[DIRECTIONS] How many lines of these entries hold the string "that"? Answer with the number alone.

[MATERIAL PROVIDED]
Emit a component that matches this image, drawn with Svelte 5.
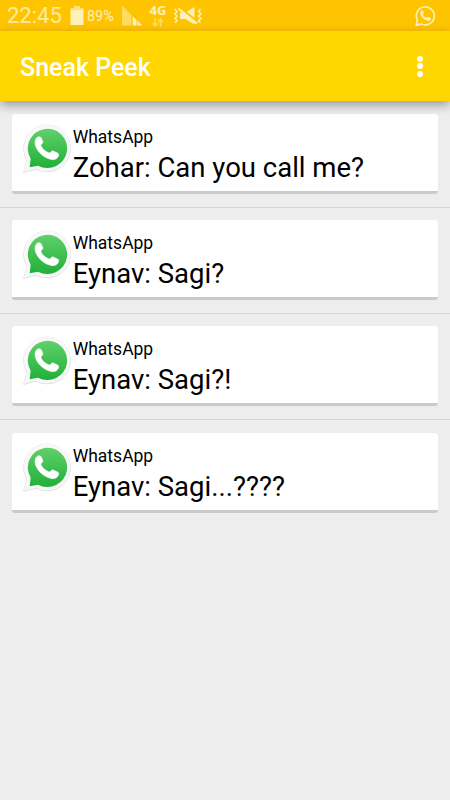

--

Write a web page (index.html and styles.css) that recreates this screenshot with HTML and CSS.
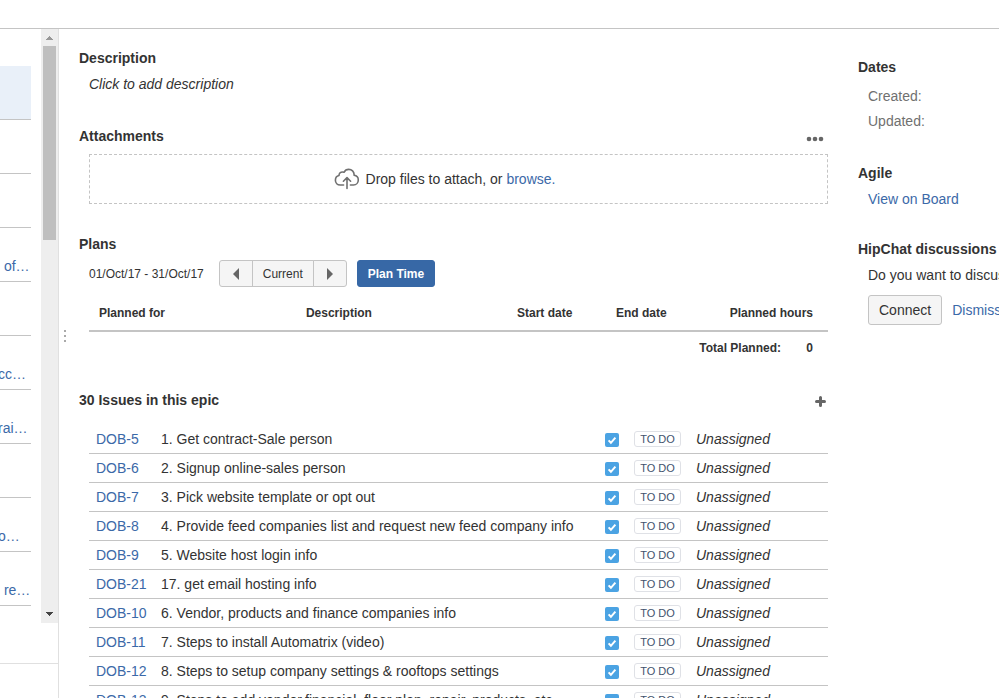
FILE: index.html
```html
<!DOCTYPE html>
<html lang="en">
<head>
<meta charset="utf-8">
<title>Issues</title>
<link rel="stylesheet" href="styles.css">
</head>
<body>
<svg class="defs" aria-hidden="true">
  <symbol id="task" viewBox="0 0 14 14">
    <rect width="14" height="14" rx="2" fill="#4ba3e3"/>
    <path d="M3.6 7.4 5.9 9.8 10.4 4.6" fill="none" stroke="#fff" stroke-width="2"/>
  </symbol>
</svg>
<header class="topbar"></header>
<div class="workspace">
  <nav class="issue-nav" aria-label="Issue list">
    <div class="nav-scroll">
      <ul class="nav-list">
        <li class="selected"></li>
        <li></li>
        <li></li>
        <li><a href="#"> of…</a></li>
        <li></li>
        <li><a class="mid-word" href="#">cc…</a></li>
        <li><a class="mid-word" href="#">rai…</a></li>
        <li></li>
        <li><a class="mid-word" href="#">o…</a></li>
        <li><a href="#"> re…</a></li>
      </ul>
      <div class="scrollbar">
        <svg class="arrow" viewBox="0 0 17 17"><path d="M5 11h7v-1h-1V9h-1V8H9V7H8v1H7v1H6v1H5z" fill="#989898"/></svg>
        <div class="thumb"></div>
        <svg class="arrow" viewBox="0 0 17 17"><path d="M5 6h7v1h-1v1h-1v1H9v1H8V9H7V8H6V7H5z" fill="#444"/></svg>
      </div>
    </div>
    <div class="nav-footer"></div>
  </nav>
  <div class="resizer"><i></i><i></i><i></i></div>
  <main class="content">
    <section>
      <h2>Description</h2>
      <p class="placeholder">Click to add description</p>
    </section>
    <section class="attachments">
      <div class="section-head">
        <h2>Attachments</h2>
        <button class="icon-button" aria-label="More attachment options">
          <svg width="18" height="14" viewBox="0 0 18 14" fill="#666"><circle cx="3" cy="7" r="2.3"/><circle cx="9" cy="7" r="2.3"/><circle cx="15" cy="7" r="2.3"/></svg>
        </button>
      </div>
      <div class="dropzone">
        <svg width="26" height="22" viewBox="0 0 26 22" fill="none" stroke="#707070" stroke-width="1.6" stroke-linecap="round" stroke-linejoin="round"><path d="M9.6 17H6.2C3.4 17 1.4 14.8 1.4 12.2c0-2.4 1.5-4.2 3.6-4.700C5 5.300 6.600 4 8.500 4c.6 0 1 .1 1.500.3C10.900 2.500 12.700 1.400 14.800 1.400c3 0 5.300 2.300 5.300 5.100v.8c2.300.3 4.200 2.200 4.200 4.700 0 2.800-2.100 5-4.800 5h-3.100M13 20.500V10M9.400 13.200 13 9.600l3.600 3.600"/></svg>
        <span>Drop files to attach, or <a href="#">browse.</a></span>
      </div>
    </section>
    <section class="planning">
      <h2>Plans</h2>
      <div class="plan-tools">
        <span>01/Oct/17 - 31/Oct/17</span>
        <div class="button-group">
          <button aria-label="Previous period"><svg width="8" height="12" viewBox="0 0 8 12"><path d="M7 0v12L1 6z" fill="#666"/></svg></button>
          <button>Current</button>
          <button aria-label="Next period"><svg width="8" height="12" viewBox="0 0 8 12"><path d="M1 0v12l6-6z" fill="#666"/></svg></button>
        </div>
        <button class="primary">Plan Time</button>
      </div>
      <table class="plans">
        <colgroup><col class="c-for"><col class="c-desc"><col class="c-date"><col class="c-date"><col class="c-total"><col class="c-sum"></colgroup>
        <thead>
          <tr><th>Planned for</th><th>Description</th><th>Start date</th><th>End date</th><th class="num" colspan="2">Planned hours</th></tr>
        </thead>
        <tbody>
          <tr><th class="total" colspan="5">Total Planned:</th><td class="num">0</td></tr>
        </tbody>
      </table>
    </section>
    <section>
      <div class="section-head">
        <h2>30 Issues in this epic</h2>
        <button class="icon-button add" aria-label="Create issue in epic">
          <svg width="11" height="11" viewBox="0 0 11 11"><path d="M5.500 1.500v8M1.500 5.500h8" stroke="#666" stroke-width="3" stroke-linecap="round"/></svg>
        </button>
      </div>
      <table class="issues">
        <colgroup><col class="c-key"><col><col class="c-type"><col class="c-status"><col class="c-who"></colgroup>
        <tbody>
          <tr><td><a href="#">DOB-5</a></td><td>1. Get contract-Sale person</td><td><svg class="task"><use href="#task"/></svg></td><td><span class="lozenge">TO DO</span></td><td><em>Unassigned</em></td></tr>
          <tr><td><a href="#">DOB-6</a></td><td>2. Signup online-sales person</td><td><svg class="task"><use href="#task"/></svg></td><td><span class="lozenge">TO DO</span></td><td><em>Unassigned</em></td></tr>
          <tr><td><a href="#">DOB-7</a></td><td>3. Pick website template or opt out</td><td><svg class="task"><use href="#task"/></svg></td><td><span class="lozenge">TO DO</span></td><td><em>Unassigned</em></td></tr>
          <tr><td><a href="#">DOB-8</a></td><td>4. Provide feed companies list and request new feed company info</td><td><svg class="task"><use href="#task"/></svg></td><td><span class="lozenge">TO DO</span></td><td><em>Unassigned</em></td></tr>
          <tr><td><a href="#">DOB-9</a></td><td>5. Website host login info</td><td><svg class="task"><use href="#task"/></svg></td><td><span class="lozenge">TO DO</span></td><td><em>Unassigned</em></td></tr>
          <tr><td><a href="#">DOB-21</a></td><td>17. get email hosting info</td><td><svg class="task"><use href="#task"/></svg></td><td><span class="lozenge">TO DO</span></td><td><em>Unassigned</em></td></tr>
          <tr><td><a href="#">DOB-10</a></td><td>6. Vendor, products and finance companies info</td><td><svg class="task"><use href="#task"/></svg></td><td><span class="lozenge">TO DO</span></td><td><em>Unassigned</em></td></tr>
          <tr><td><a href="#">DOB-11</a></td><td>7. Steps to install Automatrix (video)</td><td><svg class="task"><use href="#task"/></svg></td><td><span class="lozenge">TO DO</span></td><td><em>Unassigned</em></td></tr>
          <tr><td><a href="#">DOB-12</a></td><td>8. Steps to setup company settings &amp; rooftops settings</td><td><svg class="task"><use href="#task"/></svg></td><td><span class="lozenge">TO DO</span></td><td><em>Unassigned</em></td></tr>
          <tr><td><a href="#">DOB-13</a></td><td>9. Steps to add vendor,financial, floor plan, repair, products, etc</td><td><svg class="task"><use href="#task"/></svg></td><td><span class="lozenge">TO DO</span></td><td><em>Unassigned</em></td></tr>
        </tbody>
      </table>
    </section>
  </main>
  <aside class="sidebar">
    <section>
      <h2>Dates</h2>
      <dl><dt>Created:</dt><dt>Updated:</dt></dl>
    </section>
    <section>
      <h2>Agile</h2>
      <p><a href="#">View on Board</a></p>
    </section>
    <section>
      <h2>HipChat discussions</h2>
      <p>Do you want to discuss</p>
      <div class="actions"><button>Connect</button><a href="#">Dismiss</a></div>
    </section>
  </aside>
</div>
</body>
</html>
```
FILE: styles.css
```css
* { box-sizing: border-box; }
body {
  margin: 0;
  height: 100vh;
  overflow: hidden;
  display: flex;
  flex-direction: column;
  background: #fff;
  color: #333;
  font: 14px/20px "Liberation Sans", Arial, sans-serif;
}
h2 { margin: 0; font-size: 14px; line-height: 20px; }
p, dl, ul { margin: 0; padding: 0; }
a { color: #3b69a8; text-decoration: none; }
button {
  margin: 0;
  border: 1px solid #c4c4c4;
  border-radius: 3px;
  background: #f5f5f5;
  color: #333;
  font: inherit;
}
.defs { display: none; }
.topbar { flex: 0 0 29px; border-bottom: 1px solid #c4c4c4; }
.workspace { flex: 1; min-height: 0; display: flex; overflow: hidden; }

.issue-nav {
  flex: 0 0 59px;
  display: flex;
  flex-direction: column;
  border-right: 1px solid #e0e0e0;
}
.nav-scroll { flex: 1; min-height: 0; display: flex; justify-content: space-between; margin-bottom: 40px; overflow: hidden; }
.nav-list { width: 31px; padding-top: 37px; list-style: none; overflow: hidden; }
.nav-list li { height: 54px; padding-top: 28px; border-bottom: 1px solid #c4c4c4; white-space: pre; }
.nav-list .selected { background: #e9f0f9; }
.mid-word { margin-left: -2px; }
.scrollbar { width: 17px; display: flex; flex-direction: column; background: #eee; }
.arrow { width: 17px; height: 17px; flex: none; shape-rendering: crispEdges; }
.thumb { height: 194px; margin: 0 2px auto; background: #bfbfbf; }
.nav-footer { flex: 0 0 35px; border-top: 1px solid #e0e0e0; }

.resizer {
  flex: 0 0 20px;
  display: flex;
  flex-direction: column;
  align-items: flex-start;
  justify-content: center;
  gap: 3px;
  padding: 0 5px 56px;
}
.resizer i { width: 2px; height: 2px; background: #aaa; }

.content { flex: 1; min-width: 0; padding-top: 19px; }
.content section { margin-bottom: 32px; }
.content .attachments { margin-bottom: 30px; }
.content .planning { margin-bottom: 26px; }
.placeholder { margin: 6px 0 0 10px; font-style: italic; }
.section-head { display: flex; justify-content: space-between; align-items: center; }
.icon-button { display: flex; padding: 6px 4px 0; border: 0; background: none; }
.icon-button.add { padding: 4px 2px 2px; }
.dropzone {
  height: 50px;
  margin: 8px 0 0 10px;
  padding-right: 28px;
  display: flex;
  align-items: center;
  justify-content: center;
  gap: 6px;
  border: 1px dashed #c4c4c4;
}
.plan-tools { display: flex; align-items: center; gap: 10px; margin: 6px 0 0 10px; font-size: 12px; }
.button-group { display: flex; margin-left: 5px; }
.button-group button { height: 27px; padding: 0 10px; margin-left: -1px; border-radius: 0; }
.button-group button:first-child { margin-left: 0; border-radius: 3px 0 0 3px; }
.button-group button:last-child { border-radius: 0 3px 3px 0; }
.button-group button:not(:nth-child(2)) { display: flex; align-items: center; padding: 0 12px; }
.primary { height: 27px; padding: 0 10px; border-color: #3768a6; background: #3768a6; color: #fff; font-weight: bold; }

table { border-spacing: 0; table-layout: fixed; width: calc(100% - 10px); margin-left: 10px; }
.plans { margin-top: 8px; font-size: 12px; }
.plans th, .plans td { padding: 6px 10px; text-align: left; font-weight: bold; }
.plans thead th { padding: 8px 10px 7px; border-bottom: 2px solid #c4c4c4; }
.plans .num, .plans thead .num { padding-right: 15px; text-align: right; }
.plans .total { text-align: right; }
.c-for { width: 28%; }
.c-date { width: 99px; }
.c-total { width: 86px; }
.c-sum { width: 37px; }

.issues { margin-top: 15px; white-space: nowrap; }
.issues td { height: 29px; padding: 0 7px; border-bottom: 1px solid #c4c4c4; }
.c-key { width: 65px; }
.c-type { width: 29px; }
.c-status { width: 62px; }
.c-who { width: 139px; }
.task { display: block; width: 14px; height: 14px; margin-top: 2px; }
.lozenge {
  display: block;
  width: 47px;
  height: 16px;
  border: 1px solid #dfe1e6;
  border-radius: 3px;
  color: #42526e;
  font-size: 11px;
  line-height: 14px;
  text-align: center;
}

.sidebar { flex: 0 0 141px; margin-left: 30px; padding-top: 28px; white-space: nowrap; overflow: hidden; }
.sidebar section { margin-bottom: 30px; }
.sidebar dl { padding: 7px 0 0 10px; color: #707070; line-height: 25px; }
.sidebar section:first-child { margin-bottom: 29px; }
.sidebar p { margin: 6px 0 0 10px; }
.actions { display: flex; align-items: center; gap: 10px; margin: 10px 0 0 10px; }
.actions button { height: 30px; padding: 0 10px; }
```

[ANSWER IN FULL] 2